Monday, 20 November 2017


Tim Rogers, lead on police pursuits for the Police Federation of England and Wales, discusses new developments in the campaign to change drivers legislation.

Since September strong progress has been made in our continued drive for change in legislation to better protect police drivers.

Currently the law leaves emergency response drivers open to prosecution because it fails to recognise the professional training officers undertake to carry out their duties. However after years of campaigning we have now reached some agreed actions with those able to make the long overdue changes.

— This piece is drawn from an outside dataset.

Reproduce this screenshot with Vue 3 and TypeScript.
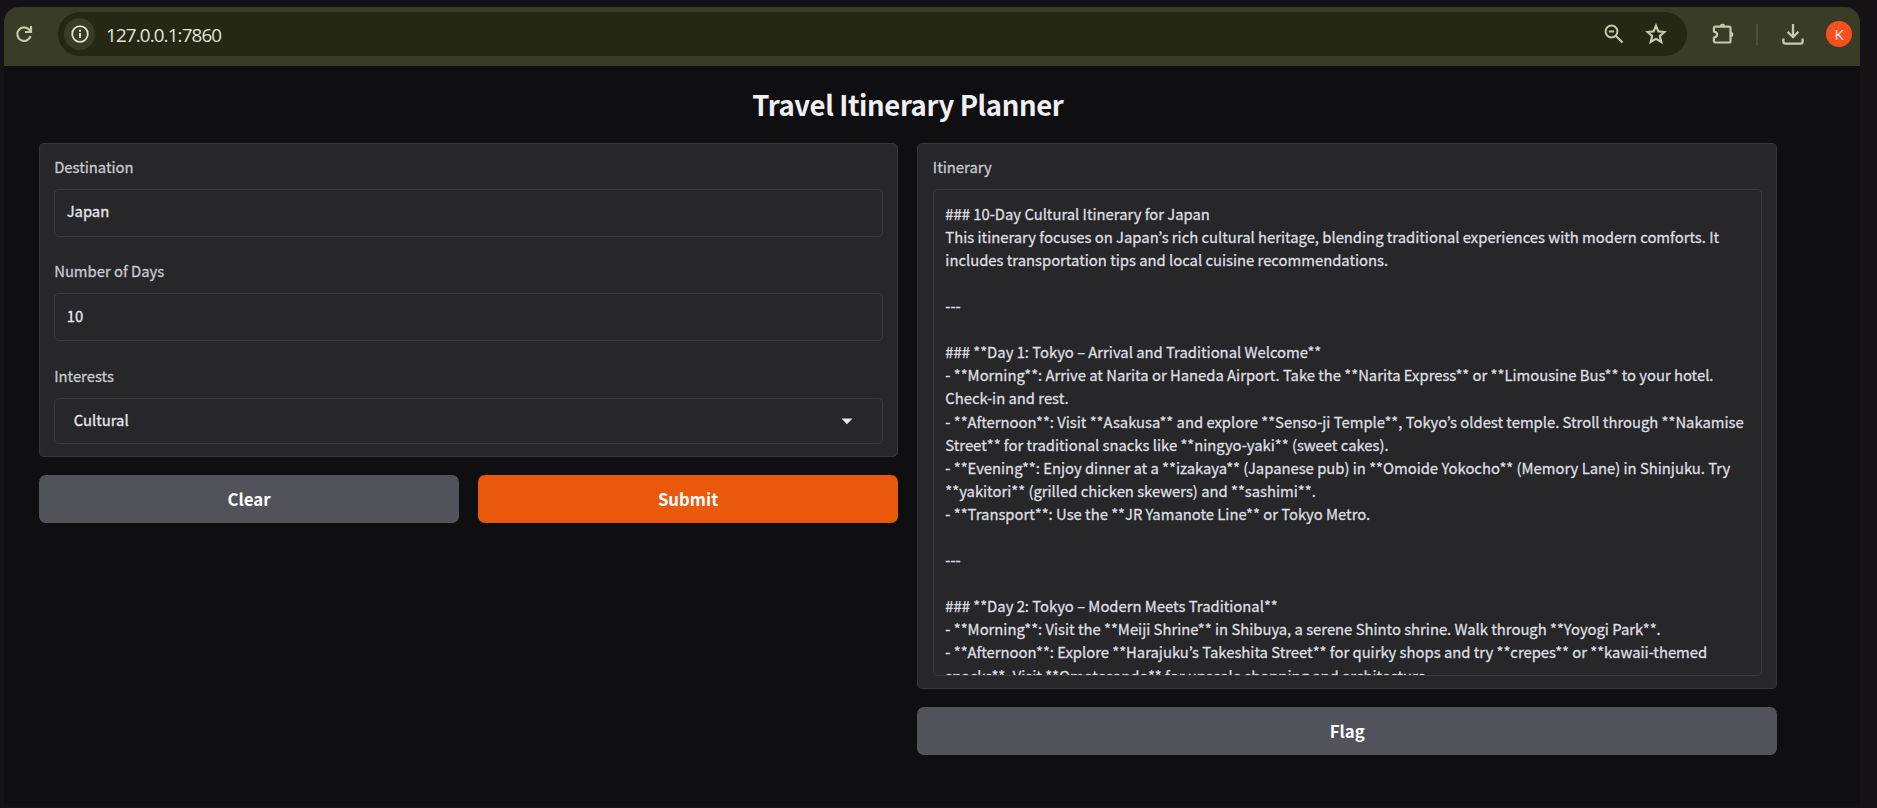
<script setup lang="ts">
import { ref } from 'vue'

const destination = ref('Japan')
const days = ref('10')
const interest = ref('Cultural')

const itinerary: string[] = [
  '### 10-Day Cultural Itinerary for Japan',
  'This itinerary focuses on Japan’s rich cultural heritage, blending traditional experiences with modern comforts. It',
  'includes transportation tips and local cuisine recommendations.',
  '',
  '---',
  '',
  '### **Day 1: Tokyo – Arrival and Traditional Welcome**',
  '- **Morning**: Arrive at Narita or Haneda Airport. Take the **Narita Express** or **Limousine Bus** to your hotel.',
  'Check-in and rest.',
  '- **Afternoon**: Visit **Asakusa** and explore **Senso-ji Temple**, Tokyo’s oldest temple. Stroll through **Nakamise',
  'Street** for traditional snacks like **ningyo-yaki** (sweet cakes).',
  '- **Evening**: Enjoy dinner at a **izakaya** (Japanese pub) in **Omoide Yokocho** (Memory Lane) in Shinjuku. Try',
  '**yakitori** (grilled chicken skewers) and **sashimi**.',
  '- **Transport**: Use the **JR Yamanote Line** or Tokyo Metro.',
  '',
  '---',
  '',
  '### **Day 2: Tokyo – Modern Meets Traditional**',
  '- **Morning**: Visit the **Meiji Shrine** in Shibuya, a serene Shinto shrine. Walk through **Yoyogi Park**.',
  '- **Afternoon**: Explore **Harajuku’s Takeshita Street** for quirky shops and try **crepes** or **kawaii-themed',
  'snacks**. Visit **Omotesando** for upscale shopping and architecture.',
]
</script>

<template>
  <div class="desktop">
    <div class="window">
      <header class="toolbar">
        <svg class="reload" viewBox="0 0 18 18" fill="none">
          <path d="M15.6 11.2A6.8 6.8 0 1 1 14.2 4.6L16 6.6" stroke="currentColor" stroke-width="2.2" />
          <path d="M16 1v6h-6" stroke="currentColor" stroke-width="2.2" />
        </svg>
        <div class="omnibox">
          <span class="site-info">
            <svg viewBox="0 0 18 18" fill="none">
              <circle cx="9" cy="9" r="7.8" stroke="currentColor" stroke-width="1.8" />
              <path d="M9 8v5" stroke="currentColor" stroke-width="1.9" />
              <path d="M9 4.8v1.9" stroke="currentColor" stroke-width="1.9" />
            </svg>
          </span>
          <span class="url">127.0.0.1:7860</span>
          <svg class="magnifier" viewBox="0 0 20 20" fill="none">
            <circle cx="7.5" cy="7.5" r="5.9" stroke="currentColor" stroke-width="2" />
            <path d="M11.7 11.7l6.8 6.8" stroke="currentColor" stroke-width="2.2" />
            <path d="M4.9 7.5h5.2" stroke="currentColor" stroke-width="1.8" />
          </svg>
          <svg class="star" viewBox="0 0 20 20" fill="none">
            <path d="M10 2.6l2.2 5.1 5.5.5-4.2 3.6 1.3 5.5-4.8-2.9-4.8 2.9 1.3-5.5-4.2-3.6 5.5-.5z" stroke="currentColor" stroke-width="2" />
          </svg>
        </div>
        <svg class="puzzle" viewBox="0 0 24 24">
          <path d="M4.4 4.6h13.7q1.4 0 1.4 1.4v13q0 1.5-1.5 1.5H4.3q-1.4 0-1.4-1.4v-3.5q3.2-.4 3.2-3t-3.2-3V6q0-1.4 1.5-1.4z" fill="none" stroke="currentColor" stroke-width="2.2" stroke-linejoin="round" />
          <path d="M8.8 4.4a2.7 2.7 0 0 1 5.4 0z" fill="currentColor" />
          <path d="M19.6 9.8a2.7 2.7 0 0 1 0 5.4z" fill="currentColor" />
        </svg>
        <span class="divider"></span>
        <svg class="download" viewBox="0 0 22 22" fill="none">
          <path d="M11 1v12.5M5.6 8.8l5.4 5.4 5.4-5.4" stroke="currentColor" stroke-width="2.3" />
          <path d="M1.4 15.6v3.1q0 1.9 1.9 1.9h15.4q1.9 0 1.9-1.9v-3.1" stroke="currentColor" stroke-width="2.3" />
        </svg>
        <span class="avatar">K</span>
      </header>

      <main class="page">
        <h1 class="title">Travel Itinerary Planner</h1>
        <div class="columns">
          <section class="column">
            <div class="panel form">
              <div class="field">
                <span class="label">Destination</span>
                <div class="box">{{ destination }}</div>
              </div>
              <div class="field roomy">
                <span class="label">Number of Days</span>
                <div class="box tall">{{ days }}</div>
              </div>
              <div class="field">
                <span class="label">Interests</span>
                <div class="box select">
                  <span>{{ interest }}</span>
                  <svg class="caret" viewBox="0 0 12 7"><path d="M.5.5h11L6 6.3z" fill="currentColor" /></svg>
                </div>
              </div>
            </div>
            <div class="actions">
              <button class="btn" type="button">Clear</button>
              <button class="btn primary" type="button">Submit</button>
            </div>
          </section>
          <section class="column">
            <div class="panel output">
              <span class="label">Itinerary</span>
              <div class="text">
                <div v-for="(line, i) in itinerary" :key="i" class="line">{{ line }}</div>
              </div>
            </div>
            <div class="actions">
              <button class="btn" type="button">Flag</button>
            </div>
          </section>
        </div>
      </main>
    </div>
  </div>
</template>

<style>
body {
  margin: 0;
  background: #151216;
}
</style>

<style scoped>
.desktop {
  box-sizing: border-box;
  width: 1877px;
  height: 808px;
  padding: 7px 17px 1px 4px;
  overflow: hidden;
  background: #151216;
  font-family: "Noto Sans CJK JP", "Open Sans", sans-serif;
}
.window {
  display: flex;
  flex-direction: column;
  height: 800px;
  border-radius: 15px 15px 0 0;
  overflow: hidden;
  background: #0f0f11;
}
.toolbar {
  box-sizing: border-box;
  display: flex;
  align-items: center;
  height: 59px;
  flex: none;
  padding: 0 8px 5px 10.5px;
  background: #393d27;
  color: #c5c9ae;
}
.toolbar svg {
  display: block;
  flex: none;
}
.reload {
  width: 18px;
  height: 18px;
}
.omnibox {
  box-sizing: border-box;
  display: flex;
  align-items: center;
  width: 1629px;
  height: 44px;
  margin-left: 25.5px;
  padding: 0 20px 0 6px;
  border-radius: 22px;
  background: #242815;
}
.site-info {
  display: flex;
  align-items: center;
  justify-content: center;
  width: 31px;
  height: 32px;
  border-radius: 50%;
  background: #393d27;
  color: #dfe3c8;
}
.site-info svg {
  width: 18px;
  height: 18px;
}
.url {
  flex: 1;
  margin-left: 11px;
  padding-top: 1.5px;
  font-family: "Open Sans", sans-serif;
  font-size: 18.8px;
  letter-spacing: -0.85px;
  color: #e2e5cf;
}
.magnifier {
  width: 20px;
  height: 20px;
  margin-right: 21px;
}
.star {
  width: 22px;
  height: 22px;
}
.puzzle {
  width: 24px;
  height: 24px;
  margin-left: 24px;
}
.divider {
  width: 2px;
  height: 21px;
  margin-left: 21px;
  background: #4d5138;
}
.download {
  width: 22px;
  height: 22px;
  margin-left: 24px;
}
.avatar {
  display: flex;
  align-items: center;
  justify-content: center;
  width: 26px;
  height: 26px;
  margin-left: auto;
  border-radius: 50%;
  background: #f7501e;
  color: #fbe9e0;
  font-family: "Open Sans", sans-serif;
  font-size: 15px;
}
.page {
  padding: 19px 83px 0 34.7px;
}
.title {
  margin: 0;
  height: 58px;
  line-height: 38px;
  text-align: center;
  font-size: 27.5px;
  letter-spacing: -0.4px;
  font-weight: 700;
  color: #f0f0f2;
}
.columns {
  display: grid;
  grid-template-columns: 1fr 1fr;
  gap: 19px;
}
.panel {
  box-sizing: border-box;
  border: 1px solid #38383b;
  border-radius: 5px;
  background: #27272a;
}
.form {
  height: 313.5px;
  padding: 11px 14px 0 14.5px;
}
.field {
  height: 104px;
}
.field.roomy {
  height: 105px;
}
.label {
  display: block;
  height: 34px;
  line-height: 23px;
  font-size: 14.8px;
  color: #c8c8cc;
  -webkit-text-stroke: 0.3px #c8c8cc;
}
.box {
  box-sizing: border-box;
  display: flex;
  align-items: center;
  height: 47.5px;
  padding: 0 12px 4px 11.5px;
  border: 1px solid #3a3a3d;
  border-radius: 5px;
  font-size: 14.8px;
  color: #e8e8ea;
  -webkit-text-stroke: 0.3px #e8e8ea;
}
.box.tall {
  height: 48px;
  padding-bottom: 3px;
}
.box.select {
  justify-content: space-between;
  height: 45.5px;
  padding: 0 29.5px 2px 18.5px;
}
.caret {
  width: 12px;
  height: 7px;
  margin-top: 3px;
}
.actions {
  display: flex;
  gap: 18.5px;
  margin-top: 18.5px;
}
.btn {
  flex: 1;
  height: 47.5px;
  padding: 0;
  border: 0;
  border-radius: 7px;
  background: #52525b;
  color: #fff;
  font-family: inherit;
  font-size: 16.8px;
  font-weight: 700;
}
.btn.primary {
  background: #ea580c;
}
.output {
  height: 545.5px;
  padding: 11px 14px 0 14.5px;
}
.text {
  box-sizing: border-box;
  height: 487px;
  padding: 11.7px 11.5px 0;
  border: 1px solid #3a3a3d;
  border-radius: 5px;
  overflow: hidden;
}
.line {
  height: 23.1px;
  line-height: 23.1px;
  white-space: pre;
  font-size: 14.8px;
  color: #dedee0;
  -webkit-text-stroke: 0.3px #dedee0;
}
</style>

We have secured agreement from the Ministry of Justice, Home Office, Crown Prosecution Service, Department for Transport, IPCC and also the NPCC that a change in legislation is required in order to rectify the legislative flaw currently faced by our officers.

Following this agreement, the Policing Minister- Nick Hurd requested that this work be started by a joint NPCC and Federation submission to the Home Office to articulate what was required by the legislative change.

In early October this was delivered, the focus no doubt assisted by the swell in coverage for the motorcycle enabled crime and subsequent pressure on Government regarding tactics and a reluctance for officers to engage two wheeled criminality. 

Disturbing increases in motorcycle facilitated crime around the country particularly in the Metropolitan Police area and the Midlands hit the headlines which all added to the momentum. Further reinforcement appeared with some “positive rhetoric” from the Home Secretary at the joint NPCC / APCC Summit stating that the “review” would be completed in the New Year.  Still, positive rhetoric or not officers remain vulnerable until the legislation changes and we need to inform members of the ongoing risks.

It’s clear that ministers on both sides of the house see this as a problem in need of urgent remedy. Offers of support have come direct with a number of decent meetings attended in October. This aided greatly by a secondary plan led by Henry Bellingham (Con Norfolk ) of a Private Members Bill on December 19th. 

It’s fair to conclude that the last two months have been significant and I see a defining change on the horizon.